My latest work trip was to South Africa to film great white sharks, a massive dream of mine since I was around ten years old fulfilled! The work here is more scientific based, focussing on understanding a species that forms a vital part of the ocean ecosystem that we know relatively little about. 

We hear that conservation work can be dangerous in some regions. How is your experience with this?

So far, I haven't had any experiences in the conservation field where I have directly witnessed or been involved in anything particularly dangerous, but I have heard first-hand stories. In some parts of the world conservation can come into conflict with the interests of others. For example, in many farmers eyes in Borneo, orangutans can be viewed as pests that damage their land, and a charity swooping in telling locals that they need to protect them and the land instead of shooting, selling or eating them can create tension. I'd say the majority of dangers are related to the illegal trafficking of animals, where poaching and black markets are involved. There are reports of 100's of wildlife rangers being killed by poachers every year. 
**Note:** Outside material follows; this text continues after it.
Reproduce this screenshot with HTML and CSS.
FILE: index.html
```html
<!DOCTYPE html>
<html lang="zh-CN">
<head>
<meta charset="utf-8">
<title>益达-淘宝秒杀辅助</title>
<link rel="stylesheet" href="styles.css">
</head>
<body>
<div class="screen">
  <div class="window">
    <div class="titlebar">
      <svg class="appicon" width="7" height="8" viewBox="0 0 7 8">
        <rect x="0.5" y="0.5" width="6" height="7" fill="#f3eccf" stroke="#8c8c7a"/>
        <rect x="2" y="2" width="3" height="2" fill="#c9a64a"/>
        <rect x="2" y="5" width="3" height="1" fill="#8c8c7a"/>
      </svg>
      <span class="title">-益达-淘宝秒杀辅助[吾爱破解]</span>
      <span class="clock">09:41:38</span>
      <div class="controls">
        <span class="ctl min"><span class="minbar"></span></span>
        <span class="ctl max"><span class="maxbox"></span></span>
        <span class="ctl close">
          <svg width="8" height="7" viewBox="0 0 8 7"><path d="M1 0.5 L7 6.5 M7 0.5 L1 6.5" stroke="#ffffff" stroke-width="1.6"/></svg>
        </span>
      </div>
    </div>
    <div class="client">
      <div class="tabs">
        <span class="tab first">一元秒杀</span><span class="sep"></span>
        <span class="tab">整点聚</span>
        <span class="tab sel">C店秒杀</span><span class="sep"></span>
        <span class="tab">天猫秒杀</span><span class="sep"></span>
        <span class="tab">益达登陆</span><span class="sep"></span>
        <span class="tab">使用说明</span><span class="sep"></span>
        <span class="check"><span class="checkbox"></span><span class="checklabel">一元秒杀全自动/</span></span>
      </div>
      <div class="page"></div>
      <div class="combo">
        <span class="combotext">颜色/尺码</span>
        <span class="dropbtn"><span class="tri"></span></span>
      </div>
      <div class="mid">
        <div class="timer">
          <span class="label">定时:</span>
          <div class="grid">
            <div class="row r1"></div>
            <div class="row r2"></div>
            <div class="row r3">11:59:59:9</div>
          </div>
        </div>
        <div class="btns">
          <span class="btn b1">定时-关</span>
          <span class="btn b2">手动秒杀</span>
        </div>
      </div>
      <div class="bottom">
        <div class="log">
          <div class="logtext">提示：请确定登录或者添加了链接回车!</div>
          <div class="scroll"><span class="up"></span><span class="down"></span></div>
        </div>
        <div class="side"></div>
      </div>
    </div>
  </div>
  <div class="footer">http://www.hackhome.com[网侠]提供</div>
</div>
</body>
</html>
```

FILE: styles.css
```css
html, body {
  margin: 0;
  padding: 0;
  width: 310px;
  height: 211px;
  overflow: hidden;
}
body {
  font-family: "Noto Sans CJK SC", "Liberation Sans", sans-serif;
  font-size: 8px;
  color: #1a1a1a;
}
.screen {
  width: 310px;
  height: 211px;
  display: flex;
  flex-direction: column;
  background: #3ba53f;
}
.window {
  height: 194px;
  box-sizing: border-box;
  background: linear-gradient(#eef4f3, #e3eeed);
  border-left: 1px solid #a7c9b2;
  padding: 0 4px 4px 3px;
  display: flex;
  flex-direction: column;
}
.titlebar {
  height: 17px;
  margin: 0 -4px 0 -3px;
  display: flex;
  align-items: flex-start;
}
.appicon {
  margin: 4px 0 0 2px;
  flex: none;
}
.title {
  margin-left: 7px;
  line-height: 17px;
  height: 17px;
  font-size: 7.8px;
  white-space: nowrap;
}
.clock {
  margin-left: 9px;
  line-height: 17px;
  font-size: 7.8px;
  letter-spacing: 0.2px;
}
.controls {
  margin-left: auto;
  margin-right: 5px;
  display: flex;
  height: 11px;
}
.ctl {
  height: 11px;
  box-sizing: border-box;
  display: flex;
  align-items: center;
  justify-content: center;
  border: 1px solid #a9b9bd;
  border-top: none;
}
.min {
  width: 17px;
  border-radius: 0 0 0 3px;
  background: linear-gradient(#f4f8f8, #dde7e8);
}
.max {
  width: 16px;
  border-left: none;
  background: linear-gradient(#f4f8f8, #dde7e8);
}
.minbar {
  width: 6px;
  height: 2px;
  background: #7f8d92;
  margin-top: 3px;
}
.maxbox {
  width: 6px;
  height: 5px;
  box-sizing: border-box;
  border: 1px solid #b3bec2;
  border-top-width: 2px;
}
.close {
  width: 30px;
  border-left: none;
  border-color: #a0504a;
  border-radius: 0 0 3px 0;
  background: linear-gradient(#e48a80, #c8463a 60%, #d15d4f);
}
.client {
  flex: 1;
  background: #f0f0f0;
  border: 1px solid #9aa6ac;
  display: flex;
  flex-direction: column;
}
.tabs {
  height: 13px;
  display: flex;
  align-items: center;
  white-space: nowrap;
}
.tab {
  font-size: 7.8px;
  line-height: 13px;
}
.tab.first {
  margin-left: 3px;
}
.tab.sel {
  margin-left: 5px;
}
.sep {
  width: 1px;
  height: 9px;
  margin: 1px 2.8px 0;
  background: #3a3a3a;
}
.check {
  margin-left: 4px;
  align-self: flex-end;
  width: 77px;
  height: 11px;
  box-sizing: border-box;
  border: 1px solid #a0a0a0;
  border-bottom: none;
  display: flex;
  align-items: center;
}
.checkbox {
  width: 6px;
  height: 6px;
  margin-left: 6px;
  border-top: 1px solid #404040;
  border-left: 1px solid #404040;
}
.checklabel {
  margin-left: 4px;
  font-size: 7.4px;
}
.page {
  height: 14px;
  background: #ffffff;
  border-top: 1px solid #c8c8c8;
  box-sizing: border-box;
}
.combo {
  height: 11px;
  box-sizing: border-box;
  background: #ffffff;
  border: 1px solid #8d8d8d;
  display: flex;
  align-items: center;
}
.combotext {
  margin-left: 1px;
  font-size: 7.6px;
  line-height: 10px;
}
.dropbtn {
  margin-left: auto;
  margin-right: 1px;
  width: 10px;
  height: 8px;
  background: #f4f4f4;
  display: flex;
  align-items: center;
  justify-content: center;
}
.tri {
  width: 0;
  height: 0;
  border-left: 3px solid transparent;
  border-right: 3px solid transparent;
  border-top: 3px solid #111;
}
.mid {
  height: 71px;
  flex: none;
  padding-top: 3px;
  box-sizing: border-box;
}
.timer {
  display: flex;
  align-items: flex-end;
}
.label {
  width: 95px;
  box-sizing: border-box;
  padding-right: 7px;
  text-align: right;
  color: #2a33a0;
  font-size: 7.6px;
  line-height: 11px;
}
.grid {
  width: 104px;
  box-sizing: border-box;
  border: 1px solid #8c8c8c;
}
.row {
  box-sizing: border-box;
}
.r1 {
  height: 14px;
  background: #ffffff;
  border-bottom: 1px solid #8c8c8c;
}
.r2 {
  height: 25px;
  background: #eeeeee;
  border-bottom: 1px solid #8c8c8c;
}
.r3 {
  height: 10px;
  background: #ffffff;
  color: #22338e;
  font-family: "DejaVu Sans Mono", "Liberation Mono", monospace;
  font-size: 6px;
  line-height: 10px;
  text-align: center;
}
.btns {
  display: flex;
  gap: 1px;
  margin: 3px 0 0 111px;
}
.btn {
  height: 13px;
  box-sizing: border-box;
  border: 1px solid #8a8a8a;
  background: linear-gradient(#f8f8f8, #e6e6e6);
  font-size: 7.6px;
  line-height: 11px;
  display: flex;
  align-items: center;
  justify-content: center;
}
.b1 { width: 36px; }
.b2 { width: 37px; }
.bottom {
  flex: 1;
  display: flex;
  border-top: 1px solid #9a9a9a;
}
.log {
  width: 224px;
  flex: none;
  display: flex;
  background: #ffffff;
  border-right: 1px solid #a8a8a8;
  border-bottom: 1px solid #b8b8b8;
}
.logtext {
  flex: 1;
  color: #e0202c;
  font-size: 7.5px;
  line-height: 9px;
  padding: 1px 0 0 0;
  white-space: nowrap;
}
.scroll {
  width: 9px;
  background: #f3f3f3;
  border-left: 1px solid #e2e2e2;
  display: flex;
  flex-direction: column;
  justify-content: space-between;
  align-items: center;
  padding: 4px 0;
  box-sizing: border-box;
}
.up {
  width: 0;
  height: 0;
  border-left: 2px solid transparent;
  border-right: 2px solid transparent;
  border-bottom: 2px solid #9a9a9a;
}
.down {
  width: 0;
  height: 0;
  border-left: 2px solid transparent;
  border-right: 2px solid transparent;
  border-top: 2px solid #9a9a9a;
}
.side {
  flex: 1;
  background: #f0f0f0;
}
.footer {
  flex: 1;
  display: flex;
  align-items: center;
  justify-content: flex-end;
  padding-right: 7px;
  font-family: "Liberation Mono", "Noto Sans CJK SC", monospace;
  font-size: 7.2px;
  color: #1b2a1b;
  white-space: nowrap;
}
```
For people wanting to get into the field of conservation, what would be a good place to start?

In my experience, volunteering is a huge part of getting a foot in the door of conservation work. Obviously the pursuit of relevant qualifications helps too, but the conservation world is full of committed and passionate groups of people, and those two qualities are extremely valuable. Find which areas of conservation interest you the most, and take every opportunity you can get to build any experience possible. 

If you can be a superhero, which one would you want to be and why?

Super hero! Hmm, it's a tough one. Selfishly I'd love to fly, or have some form of gills for extended underwater ocean exploration. But then I'd need extra blubber for warmth. and better limbs for swimming with. In fact, I'd love to be able to animorph, turn into animals. That'd be pretty ace!